Within the material below, find each line bearing the word "this" and present it.

● ● ●

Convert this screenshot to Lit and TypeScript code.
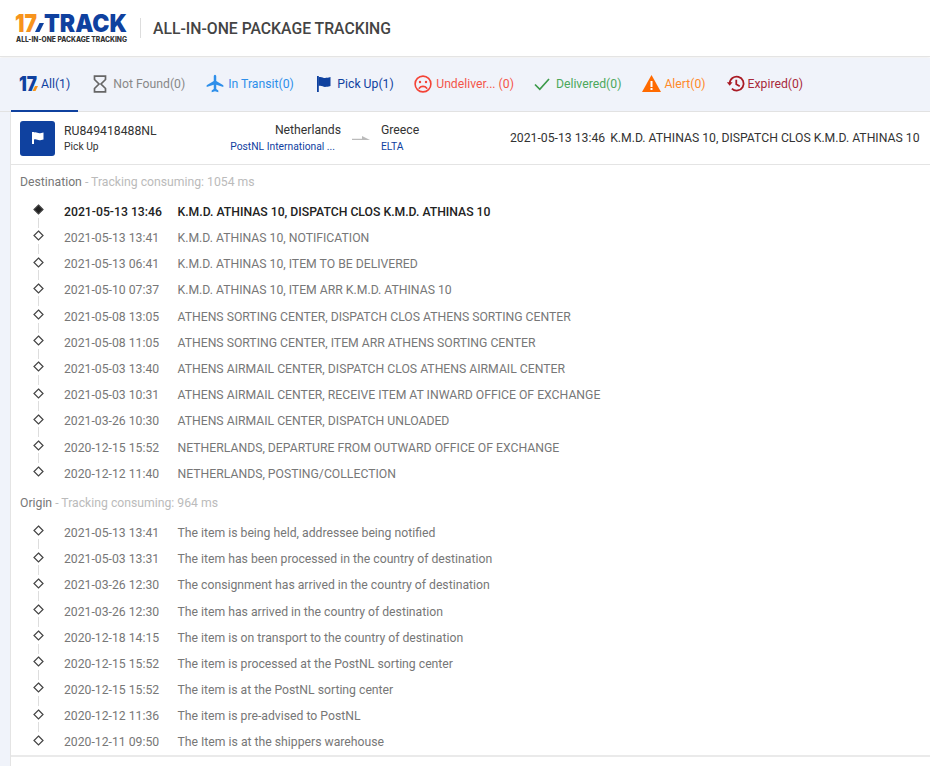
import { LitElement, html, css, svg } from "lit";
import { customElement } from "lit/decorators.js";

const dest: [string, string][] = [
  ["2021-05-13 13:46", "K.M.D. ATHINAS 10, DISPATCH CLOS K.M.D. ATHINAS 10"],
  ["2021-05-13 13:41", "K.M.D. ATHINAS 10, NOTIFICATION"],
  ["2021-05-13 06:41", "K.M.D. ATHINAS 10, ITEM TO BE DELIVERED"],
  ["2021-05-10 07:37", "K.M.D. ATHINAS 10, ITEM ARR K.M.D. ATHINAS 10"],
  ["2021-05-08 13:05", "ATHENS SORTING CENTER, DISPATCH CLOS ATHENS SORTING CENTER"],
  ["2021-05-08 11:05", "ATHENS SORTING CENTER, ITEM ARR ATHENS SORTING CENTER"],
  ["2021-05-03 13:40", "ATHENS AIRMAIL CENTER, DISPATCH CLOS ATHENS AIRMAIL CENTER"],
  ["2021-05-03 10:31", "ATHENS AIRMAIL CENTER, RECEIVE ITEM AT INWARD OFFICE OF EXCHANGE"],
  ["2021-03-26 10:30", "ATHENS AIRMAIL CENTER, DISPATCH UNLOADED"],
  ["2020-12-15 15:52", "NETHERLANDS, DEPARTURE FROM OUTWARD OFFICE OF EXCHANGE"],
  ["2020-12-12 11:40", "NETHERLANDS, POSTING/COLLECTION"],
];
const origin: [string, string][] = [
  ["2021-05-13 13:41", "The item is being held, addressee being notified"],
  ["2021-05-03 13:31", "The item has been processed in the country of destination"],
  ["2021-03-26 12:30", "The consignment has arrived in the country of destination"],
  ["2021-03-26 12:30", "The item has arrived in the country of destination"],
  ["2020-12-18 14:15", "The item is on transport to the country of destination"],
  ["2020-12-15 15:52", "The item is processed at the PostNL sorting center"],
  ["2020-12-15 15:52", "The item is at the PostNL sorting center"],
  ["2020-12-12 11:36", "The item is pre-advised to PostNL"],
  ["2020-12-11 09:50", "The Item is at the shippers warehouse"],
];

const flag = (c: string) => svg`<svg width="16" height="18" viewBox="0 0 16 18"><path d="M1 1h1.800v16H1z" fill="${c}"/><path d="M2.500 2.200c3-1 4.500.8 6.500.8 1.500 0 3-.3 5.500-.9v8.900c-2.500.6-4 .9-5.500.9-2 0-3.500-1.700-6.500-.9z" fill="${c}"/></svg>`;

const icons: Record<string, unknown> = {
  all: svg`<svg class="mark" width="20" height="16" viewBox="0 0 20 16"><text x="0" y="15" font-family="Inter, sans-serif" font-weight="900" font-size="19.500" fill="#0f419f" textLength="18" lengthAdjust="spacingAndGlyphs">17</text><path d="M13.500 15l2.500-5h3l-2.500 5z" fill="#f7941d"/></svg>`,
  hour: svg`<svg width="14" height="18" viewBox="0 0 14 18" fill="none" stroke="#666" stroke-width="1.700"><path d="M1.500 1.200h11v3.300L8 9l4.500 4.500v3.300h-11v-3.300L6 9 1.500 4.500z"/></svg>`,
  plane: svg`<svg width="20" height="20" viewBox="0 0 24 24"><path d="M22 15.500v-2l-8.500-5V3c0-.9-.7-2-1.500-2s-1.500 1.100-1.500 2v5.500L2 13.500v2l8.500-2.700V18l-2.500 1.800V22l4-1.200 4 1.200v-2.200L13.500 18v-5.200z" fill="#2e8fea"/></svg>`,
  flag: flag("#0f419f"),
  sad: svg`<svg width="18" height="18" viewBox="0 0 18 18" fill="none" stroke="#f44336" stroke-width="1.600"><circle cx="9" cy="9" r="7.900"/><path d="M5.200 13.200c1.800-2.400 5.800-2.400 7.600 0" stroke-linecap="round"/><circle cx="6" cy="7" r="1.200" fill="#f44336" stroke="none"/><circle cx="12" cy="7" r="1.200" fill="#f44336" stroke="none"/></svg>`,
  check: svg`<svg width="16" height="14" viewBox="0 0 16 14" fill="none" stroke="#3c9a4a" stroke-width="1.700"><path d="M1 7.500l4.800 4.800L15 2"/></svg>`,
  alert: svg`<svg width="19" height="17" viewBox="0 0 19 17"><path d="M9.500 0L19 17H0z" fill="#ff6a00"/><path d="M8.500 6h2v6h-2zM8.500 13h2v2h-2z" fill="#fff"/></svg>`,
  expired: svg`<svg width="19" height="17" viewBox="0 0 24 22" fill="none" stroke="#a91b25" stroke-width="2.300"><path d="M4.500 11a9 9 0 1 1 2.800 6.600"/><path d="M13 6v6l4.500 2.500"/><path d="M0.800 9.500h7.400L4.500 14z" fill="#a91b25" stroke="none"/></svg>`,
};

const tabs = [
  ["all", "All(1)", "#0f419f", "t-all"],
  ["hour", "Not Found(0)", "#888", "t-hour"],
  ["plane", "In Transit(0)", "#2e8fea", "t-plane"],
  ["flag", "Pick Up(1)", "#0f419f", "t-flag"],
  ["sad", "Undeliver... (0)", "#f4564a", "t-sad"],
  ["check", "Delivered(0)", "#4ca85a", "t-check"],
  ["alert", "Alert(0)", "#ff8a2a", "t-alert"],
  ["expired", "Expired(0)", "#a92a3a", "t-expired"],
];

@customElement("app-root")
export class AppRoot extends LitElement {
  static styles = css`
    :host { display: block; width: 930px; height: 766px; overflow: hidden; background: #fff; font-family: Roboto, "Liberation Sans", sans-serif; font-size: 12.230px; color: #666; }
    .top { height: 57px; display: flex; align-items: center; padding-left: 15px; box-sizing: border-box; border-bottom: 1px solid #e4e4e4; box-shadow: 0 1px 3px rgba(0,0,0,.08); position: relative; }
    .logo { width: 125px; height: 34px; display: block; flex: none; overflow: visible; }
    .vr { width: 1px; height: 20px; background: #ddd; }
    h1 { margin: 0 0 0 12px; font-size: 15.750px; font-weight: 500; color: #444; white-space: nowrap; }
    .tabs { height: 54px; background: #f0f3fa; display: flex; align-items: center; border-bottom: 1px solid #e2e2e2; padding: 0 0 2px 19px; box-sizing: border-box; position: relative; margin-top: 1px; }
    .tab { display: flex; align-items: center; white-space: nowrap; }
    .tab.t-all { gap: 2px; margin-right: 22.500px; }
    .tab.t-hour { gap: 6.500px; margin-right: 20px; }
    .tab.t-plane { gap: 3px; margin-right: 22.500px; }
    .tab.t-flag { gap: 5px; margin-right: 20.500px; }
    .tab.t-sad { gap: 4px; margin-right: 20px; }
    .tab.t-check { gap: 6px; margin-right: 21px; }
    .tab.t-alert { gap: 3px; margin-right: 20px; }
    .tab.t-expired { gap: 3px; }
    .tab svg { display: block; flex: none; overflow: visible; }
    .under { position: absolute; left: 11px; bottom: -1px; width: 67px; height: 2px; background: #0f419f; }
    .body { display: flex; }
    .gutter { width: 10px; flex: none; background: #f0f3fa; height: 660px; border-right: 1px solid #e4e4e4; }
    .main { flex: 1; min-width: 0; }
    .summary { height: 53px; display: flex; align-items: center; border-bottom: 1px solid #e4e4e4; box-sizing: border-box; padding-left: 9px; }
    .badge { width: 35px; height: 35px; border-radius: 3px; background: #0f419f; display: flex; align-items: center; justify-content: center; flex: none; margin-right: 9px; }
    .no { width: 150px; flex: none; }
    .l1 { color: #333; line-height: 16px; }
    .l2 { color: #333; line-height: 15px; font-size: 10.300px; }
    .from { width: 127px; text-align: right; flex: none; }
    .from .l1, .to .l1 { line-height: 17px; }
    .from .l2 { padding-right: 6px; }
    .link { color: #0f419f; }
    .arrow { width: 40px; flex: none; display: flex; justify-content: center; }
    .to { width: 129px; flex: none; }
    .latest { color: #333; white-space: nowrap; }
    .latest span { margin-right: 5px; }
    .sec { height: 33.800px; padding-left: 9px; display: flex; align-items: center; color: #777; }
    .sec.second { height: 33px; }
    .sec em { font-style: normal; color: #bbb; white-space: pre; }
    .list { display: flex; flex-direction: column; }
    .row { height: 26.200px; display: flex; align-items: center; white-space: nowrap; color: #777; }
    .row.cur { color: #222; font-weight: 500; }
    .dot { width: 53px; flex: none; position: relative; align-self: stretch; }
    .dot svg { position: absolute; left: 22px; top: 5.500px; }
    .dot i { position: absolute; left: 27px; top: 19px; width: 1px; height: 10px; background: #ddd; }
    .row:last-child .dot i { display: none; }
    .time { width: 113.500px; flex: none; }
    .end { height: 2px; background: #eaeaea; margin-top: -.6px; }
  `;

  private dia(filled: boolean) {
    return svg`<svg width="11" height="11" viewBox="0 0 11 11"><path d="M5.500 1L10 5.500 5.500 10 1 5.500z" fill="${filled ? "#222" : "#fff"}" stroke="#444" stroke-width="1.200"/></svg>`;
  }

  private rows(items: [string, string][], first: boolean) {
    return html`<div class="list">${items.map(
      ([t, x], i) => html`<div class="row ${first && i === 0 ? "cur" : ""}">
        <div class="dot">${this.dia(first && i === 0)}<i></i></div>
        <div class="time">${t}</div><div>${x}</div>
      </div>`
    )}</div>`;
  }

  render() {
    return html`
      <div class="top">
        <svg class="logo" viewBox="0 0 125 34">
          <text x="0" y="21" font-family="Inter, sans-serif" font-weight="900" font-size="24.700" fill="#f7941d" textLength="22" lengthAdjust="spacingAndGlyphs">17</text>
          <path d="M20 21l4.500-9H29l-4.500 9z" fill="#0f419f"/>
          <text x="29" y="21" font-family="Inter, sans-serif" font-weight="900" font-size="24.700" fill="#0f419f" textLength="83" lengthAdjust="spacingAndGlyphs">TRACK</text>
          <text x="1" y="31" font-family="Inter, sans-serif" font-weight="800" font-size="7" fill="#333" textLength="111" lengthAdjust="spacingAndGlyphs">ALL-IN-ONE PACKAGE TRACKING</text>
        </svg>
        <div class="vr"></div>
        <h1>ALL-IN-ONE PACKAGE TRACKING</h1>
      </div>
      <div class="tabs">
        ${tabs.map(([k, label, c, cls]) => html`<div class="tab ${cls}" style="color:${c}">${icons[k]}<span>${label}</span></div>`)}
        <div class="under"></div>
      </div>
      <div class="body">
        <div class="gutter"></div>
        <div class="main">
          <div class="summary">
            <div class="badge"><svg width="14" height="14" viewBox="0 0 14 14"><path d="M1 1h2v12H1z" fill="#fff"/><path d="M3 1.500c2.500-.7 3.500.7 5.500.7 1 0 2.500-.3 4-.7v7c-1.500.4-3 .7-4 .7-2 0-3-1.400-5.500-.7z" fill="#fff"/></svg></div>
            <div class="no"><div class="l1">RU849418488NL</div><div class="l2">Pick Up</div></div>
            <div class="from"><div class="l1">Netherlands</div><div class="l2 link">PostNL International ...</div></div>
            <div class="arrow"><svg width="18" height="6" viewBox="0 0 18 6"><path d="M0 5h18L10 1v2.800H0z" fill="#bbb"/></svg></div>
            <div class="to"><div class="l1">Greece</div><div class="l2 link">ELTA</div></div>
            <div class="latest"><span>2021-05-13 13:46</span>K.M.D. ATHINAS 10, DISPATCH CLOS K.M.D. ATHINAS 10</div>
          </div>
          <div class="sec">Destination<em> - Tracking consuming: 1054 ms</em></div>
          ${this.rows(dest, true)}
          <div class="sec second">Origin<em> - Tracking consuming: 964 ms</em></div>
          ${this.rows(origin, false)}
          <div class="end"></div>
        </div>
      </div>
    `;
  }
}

● ● ●

**Written answer**
Convert this screenshot to Lit and TypeScript code.
        <div class="dot">${this.dia(first && i === 0)}<i></i></div>
          ${this.rows(dest, true)}
          ${this.rows(origin, false)}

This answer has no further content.